A protest to mark Transgender Remembrance Day and oppose a transphobic bill by One Nation MLC Mark Latham was organised by Community Action for Rainbow Rights (CARR) on November 28. Despite the searing heat, about 250 people turned out.
Latham’s Education Legislation Amendment (Parental Rights) Bill 2020 aims to ban all references to trans and gender diverse identity in schools. It also bans counseling and support for queer students. According to the NSW Teacher’s Federation, if passed it would “put teachers at risk of losing their job when they support a trans or gender-diverse student in affirming their identity”.
NSW Parliament is currently conducting an inquiry into the bill. More than 83,000 people have signed an online petition opposing it.
Speakers at the rally included CARR spokesperson April Holcombe and NSW Greens MP Jenny Leong, both of whom called on Latham to drop the bill. The protesters marched from Oxford Street through the city to Hyde Park North, passing by a handful of Donald Trump supporters who were being defended by NSW Police.
Transgender Day of Remembrance began in 1999 in the United States after transgender woman Rita Hester was brutally stabbed multiple times in the chest in her apartment by an unknown assailant.
This year, 350 trans and gender-diverse people were murdered worldwide according to Trans Murder Monitoring. It noted that there has been an increase in murders since last year.
A statement released by Transgender Europe for this year's Trans Day of Remembrance said that the pandemic had made inequalities, systemic oppression and violence by state worse. It said that the "lack of access to healthcare, employment, housing, education, and justice, as well as stigmatisation and persecution, are just some of the results of the inaction of societies that do little or nothing to protect trans and gender-diverse people”.

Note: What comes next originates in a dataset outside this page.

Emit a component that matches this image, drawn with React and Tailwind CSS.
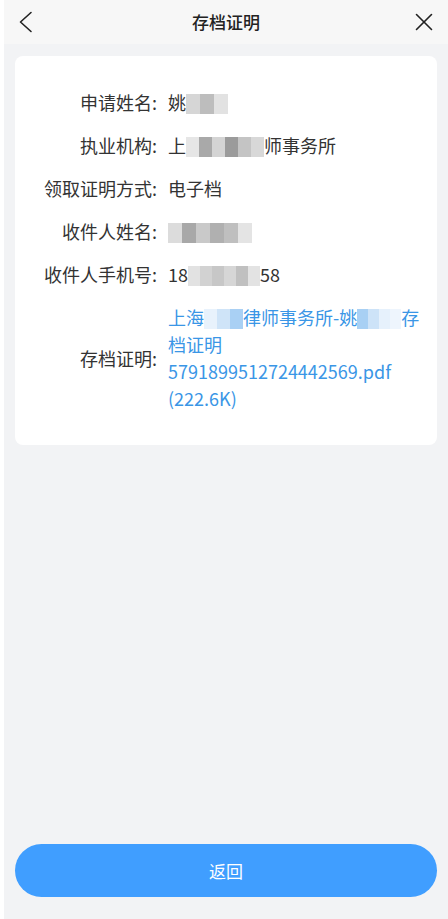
const font = { fontFamily: '"Noto Sans CJK SC", "Noto Sans", sans-serif' }

function Mosaic({ cells, w = 13 }) {
  // 马赛克遮挡块
  return (
    <span className="inline-flex align-middle h-[20px] -mt-[3px]">
      {cells.map((c, i) => (
        <span key={i} className={`inline-block h-[20px] ${c}`} style={{ width: w }} />
      ))}
    </span>
  )
}

function Row({ label, children }) {
  return (
    <div className="flex items-center py-2 leading-[27px]">
      <div className="w-[142px] shrink-0 text-right text-[#333]">{label}:</div>
      <div className="ml-[11px] flex-1 text-[#333] whitespace-nowrap">{children}</div>
    </div>
  )
}

export default function App() {
  return (
    <div className="w-full h-[919px] bg-white pl-1 text-[18px]" style={font}>
      <div className="h-full flex flex-col bg-[#f2f3f5]">
        <header className="h-11 bg-[#f7f7f7] flex items-center justify-between shrink-0 relative">
          <svg className="ml-[14px]" width="16" height="24" viewBox="0 0 16 24" fill="none" stroke="#222" strokeWidth="1.6" strokeLinecap="round" strokeLinejoin="round">
            <polyline points="13,2.5 2.5,12 13,21.5" />
          </svg>
          <h1 className="absolute left-0 right-0 text-center text-[17px] font-medium text-[#222] pointer-events-none">存档证明</h1>
          <svg className="mr-[14px]" width="20" height="20" viewBox="0 0 20 20" fill="none" stroke="#222" strokeWidth="1.6" strokeLinecap="round">
            <line x1="2.5" y1="2.5" x2="17.5" y2="17.5" />
            <line x1="17.5" y1="2.5" x2="2.5" y2="17.5" />
          </svg>
        </header>

        <div className="px-[11px] pt-3 flex-1 flex flex-col">
          <div className="bg-white rounded-lg pt-[25px] pb-[25px] pr-4">
            <Row label="申请姓名">
              姚<Mosaic w={14} cells={['bg-[#d6d6d6]', 'bg-[#bdbdbd]', 'bg-[#e2e2e2]']} />
            </Row>
            <Row label="执业机构">
              上<Mosaic cells={['bg-[#e6e6e6]', 'bg-[#a9a9a9]', 'bg-[#d4d4d4]', 'bg-[#9b9b9b]', 'bg-[#c4c4c4]', 'bg-[#d8d8d8]']} />师事务所
            </Row>
            <Row label="领取证明方式">电子档</Row>
            <Row label="收件人姓名">
              <Mosaic w={14} cells={['bg-[#dcdcdc]', 'bg-[#a8a8a8]', 'bg-[#c9c9c9]', 'bg-[#b0b0b0]', 'bg-[#bfbfbf]', 'bg-[#e4e4e4]']} />
            </Row>
            <Row label="收件人手机号">
              18<Mosaic w={12} cells={['bg-[#e2e2e2]', 'bg-[#d2d2d2]', 'bg-[#c7c7c7]', 'bg-[#d6d6d6]', 'bg-[#c0c0c0]', 'bg-[#e3e3e3]']} />58
            </Row>
            <Row label="存档证明">
              <div className="text-[#3a96e6]">
                上海<Mosaic cells={['bg-[#e8f2fc]', 'bg-[#cfe4f8]', 'bg-[#a9d0f4]']} />律师事务所-姚<Mosaic w={11} cells={['bg-[#a8d0f4]', 'bg-[#cde3f8]', 'bg-[#e6f1fc]', 'bg-[#eef5fd]']} />存
                <br />
                档证明
                <br />
                5791899512724442569.pdf
                <br />
                (222.6K)
              </div>
            </Row>
          </div>

          <div className="flex-1" />

          <button className="mb-[22px] h-[53px] w-full rounded-full bg-[#409eff] text-white text-[17px]">
            返回
          </button>
        </div>
      </div>
    </div>
  )
}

On November 21, a Trans Day of Resistance protest was organised in Newtown by Pride in Protest and Trans Action Warrang- Sydney. The protest demanded the federal government drop its religious freedoms bill, reinsitutionalise the safe schools program and provide universal and trans-inclusive health care.
The Gender Centre also organised a digital transgender Remembrance Day event, co-supported with the City of Sydney, ICLC, Sydney Gay and Lesbian Mardi Gras, Sex Workers Outreach Project and Glamazon, Amazon’s LGBTQI face.
It is the first time Amazon has supported the event in Sydney. Vice reported last February that Amazon’s security firm, Ring, partners with 200 United States police departments. An audit of 25 of the largest US police departments, conducted by the US-based National Centre for Transgender Equality found that they were failing to protect transgender people.
[Rachel Evans is a long-term queer rights activist and a member of Socialist Alliance.]